» **Work required**
Read the lines that follow and pick out every one containing the word "Output".

» **Dataset records**
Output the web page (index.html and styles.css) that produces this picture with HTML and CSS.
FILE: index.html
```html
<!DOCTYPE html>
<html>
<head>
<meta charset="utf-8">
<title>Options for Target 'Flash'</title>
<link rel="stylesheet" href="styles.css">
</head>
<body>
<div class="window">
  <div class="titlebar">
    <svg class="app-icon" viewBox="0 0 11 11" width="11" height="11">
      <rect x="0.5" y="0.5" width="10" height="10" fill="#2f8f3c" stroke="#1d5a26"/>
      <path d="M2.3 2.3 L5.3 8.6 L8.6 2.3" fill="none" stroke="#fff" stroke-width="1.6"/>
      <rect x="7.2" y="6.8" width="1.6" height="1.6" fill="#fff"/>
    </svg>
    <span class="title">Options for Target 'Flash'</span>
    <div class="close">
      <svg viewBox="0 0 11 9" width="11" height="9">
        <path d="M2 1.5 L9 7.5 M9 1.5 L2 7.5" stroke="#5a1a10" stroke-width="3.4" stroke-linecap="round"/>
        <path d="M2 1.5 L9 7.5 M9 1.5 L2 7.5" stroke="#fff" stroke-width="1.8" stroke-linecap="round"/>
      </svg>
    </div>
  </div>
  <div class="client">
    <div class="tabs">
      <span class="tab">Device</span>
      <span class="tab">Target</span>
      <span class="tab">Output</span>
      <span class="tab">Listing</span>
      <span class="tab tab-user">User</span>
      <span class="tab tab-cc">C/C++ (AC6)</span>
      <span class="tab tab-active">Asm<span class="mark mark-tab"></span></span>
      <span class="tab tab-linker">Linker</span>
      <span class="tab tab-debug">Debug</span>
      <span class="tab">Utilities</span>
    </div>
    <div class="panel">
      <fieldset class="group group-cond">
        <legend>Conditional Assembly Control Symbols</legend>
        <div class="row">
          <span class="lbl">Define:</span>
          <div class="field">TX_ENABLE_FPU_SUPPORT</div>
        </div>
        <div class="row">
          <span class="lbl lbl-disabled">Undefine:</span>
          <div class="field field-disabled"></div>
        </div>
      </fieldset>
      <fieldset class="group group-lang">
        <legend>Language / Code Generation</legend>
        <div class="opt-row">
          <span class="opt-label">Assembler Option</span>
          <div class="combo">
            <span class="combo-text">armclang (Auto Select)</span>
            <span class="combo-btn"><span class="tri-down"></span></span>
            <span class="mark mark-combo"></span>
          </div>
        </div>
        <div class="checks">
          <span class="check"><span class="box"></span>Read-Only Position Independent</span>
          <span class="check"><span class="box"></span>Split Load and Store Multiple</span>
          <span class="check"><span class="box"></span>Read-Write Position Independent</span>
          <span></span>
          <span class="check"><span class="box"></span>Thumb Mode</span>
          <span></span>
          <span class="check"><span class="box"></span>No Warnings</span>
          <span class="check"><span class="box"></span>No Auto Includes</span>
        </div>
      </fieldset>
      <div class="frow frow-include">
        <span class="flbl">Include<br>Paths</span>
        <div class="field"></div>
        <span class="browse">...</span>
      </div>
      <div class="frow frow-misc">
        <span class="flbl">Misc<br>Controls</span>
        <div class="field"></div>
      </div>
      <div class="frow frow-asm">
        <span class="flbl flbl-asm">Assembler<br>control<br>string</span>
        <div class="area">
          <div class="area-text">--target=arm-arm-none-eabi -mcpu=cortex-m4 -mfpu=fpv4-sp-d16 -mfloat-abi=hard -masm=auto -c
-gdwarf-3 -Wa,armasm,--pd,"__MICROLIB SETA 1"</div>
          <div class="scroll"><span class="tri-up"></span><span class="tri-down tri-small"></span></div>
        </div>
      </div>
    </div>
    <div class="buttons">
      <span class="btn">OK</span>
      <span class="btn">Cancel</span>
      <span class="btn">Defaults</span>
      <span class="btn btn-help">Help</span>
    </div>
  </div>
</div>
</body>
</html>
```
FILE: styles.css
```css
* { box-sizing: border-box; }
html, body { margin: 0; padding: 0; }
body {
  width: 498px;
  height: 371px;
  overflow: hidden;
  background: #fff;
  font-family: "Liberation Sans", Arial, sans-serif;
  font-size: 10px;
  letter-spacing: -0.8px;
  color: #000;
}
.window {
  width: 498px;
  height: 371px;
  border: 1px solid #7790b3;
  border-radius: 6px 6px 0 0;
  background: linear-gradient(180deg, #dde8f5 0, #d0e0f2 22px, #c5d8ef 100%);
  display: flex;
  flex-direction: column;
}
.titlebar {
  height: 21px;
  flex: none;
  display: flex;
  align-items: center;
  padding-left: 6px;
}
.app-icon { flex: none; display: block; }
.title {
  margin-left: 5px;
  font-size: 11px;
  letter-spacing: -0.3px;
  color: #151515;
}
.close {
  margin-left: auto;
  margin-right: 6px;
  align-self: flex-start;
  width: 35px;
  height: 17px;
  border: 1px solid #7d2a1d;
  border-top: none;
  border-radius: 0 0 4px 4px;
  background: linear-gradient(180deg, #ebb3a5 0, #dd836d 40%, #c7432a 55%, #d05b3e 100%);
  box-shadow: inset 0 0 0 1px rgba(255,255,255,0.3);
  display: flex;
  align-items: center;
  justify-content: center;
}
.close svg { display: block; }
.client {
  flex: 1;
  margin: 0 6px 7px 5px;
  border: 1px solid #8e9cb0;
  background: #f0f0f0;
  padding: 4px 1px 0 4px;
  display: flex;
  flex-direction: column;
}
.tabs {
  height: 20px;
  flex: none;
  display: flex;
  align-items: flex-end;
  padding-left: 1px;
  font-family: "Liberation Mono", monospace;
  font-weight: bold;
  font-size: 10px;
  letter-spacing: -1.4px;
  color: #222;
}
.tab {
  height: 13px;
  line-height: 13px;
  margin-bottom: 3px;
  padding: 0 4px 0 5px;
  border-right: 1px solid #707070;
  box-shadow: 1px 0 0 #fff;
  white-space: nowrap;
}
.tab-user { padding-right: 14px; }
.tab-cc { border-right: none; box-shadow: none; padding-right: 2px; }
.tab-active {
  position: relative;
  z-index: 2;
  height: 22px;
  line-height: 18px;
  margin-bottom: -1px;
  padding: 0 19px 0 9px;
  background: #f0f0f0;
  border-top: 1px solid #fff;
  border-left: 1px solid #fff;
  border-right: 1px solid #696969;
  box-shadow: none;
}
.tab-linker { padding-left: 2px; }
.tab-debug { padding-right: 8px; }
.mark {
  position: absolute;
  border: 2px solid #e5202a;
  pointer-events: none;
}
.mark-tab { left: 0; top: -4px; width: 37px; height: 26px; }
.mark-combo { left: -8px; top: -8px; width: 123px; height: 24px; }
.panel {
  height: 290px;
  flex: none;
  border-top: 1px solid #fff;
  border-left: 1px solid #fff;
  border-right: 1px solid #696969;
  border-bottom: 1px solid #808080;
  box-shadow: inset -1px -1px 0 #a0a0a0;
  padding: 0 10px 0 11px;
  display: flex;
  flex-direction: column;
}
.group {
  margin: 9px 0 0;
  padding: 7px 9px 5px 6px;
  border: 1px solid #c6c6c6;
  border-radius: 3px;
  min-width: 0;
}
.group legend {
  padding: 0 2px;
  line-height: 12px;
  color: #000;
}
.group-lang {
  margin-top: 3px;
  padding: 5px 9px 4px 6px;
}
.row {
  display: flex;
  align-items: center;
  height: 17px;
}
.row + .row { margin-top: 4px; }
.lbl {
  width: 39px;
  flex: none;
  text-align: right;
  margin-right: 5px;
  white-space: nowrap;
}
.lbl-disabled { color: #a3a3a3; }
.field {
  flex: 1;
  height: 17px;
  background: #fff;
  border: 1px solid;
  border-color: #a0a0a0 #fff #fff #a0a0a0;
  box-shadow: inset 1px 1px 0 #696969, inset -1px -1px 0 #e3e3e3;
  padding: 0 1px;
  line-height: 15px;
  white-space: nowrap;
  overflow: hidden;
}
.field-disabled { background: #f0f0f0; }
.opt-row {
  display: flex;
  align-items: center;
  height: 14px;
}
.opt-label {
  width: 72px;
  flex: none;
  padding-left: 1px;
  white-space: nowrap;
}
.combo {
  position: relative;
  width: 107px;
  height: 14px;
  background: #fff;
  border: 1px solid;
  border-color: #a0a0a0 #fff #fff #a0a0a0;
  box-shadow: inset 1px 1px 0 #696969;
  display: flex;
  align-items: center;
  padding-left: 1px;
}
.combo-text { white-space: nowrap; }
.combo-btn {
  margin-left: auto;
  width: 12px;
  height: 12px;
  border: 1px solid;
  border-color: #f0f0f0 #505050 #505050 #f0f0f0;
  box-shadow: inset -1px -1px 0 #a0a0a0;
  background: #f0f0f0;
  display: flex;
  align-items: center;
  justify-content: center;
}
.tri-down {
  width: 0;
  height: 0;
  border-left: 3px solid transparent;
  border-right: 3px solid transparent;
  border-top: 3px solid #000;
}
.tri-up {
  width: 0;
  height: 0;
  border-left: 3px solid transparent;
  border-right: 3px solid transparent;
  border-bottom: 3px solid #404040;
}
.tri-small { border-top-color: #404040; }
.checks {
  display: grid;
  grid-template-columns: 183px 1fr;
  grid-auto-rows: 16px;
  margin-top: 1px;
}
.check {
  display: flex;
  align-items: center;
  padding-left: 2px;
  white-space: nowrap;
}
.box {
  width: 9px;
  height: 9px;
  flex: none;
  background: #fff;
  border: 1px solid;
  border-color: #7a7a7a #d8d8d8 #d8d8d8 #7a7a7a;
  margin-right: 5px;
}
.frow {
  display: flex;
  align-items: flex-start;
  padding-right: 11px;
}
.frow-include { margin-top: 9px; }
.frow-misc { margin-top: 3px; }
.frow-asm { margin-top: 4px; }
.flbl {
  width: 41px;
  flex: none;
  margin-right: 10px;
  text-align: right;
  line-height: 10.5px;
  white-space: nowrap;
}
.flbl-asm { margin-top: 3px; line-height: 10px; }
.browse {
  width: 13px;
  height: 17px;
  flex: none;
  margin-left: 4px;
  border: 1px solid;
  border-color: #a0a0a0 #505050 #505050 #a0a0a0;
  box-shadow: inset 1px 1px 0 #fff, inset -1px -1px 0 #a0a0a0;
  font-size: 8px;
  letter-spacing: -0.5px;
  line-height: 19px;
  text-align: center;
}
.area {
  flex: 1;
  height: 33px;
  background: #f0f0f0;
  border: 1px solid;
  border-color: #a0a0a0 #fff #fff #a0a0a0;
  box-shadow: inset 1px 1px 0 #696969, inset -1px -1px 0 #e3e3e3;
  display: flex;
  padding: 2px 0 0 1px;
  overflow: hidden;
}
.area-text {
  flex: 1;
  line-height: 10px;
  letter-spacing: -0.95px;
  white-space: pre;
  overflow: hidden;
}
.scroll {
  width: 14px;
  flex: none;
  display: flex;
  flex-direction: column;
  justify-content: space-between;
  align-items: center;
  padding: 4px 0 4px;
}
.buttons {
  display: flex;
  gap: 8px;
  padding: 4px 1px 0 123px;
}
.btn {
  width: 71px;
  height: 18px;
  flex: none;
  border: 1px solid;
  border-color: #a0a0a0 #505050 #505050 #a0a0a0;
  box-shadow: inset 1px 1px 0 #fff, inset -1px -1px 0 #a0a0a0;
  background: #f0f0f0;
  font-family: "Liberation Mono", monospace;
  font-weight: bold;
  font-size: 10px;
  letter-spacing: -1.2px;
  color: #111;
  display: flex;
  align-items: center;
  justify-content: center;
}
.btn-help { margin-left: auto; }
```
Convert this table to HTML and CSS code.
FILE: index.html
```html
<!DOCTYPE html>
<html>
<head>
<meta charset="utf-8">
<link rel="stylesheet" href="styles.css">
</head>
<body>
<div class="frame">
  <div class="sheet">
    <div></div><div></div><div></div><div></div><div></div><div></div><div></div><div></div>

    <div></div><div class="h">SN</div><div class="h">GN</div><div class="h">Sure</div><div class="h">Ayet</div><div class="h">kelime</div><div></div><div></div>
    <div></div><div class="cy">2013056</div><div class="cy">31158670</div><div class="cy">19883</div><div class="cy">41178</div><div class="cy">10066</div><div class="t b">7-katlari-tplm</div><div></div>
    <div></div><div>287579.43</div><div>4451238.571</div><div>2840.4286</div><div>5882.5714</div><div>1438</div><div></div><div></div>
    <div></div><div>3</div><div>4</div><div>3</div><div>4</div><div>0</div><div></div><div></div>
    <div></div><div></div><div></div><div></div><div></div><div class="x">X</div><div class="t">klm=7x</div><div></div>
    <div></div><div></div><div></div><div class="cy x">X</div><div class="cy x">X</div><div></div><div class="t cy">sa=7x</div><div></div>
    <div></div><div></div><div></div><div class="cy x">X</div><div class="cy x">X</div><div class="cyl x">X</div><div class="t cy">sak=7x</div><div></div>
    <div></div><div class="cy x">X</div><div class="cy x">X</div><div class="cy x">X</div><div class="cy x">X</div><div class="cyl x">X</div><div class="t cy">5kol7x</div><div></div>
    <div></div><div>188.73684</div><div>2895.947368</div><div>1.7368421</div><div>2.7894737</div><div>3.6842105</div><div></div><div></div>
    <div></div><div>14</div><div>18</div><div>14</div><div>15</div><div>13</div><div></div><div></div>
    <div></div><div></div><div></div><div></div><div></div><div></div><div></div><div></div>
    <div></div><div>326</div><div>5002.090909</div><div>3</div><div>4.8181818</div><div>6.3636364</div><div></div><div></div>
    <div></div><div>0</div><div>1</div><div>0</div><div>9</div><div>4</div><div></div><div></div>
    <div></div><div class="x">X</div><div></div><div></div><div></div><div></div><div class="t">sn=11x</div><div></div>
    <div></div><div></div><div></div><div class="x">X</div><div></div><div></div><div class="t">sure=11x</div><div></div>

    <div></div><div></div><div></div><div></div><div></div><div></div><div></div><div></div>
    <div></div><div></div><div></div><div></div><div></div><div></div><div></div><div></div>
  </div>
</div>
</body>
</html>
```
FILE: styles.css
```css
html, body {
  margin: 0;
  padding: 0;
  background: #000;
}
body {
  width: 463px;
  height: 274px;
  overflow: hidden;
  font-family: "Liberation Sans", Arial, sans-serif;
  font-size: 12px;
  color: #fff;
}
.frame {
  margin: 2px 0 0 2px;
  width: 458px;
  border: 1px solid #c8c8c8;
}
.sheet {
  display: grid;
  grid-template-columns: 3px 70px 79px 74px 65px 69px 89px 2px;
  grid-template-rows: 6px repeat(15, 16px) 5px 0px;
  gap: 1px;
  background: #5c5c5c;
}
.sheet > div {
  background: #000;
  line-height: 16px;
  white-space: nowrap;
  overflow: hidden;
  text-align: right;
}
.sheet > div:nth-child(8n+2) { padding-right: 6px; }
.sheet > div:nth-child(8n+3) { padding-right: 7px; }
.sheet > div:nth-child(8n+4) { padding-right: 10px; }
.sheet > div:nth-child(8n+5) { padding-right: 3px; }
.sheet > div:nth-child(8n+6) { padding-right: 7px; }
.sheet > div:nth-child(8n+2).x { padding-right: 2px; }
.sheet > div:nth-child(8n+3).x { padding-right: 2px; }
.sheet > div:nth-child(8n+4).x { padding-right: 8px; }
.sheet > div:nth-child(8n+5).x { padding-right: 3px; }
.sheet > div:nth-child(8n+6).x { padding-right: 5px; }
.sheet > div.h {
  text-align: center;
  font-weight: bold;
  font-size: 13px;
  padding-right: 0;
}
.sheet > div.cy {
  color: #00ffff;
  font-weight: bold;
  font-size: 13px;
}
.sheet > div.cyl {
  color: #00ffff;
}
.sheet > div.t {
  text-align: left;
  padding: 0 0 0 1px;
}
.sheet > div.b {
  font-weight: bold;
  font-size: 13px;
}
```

» **Answer below**
Output the web page (index.html and styles.css) that produces this picture with HTML and CSS.
      <span class="tab">Output</span>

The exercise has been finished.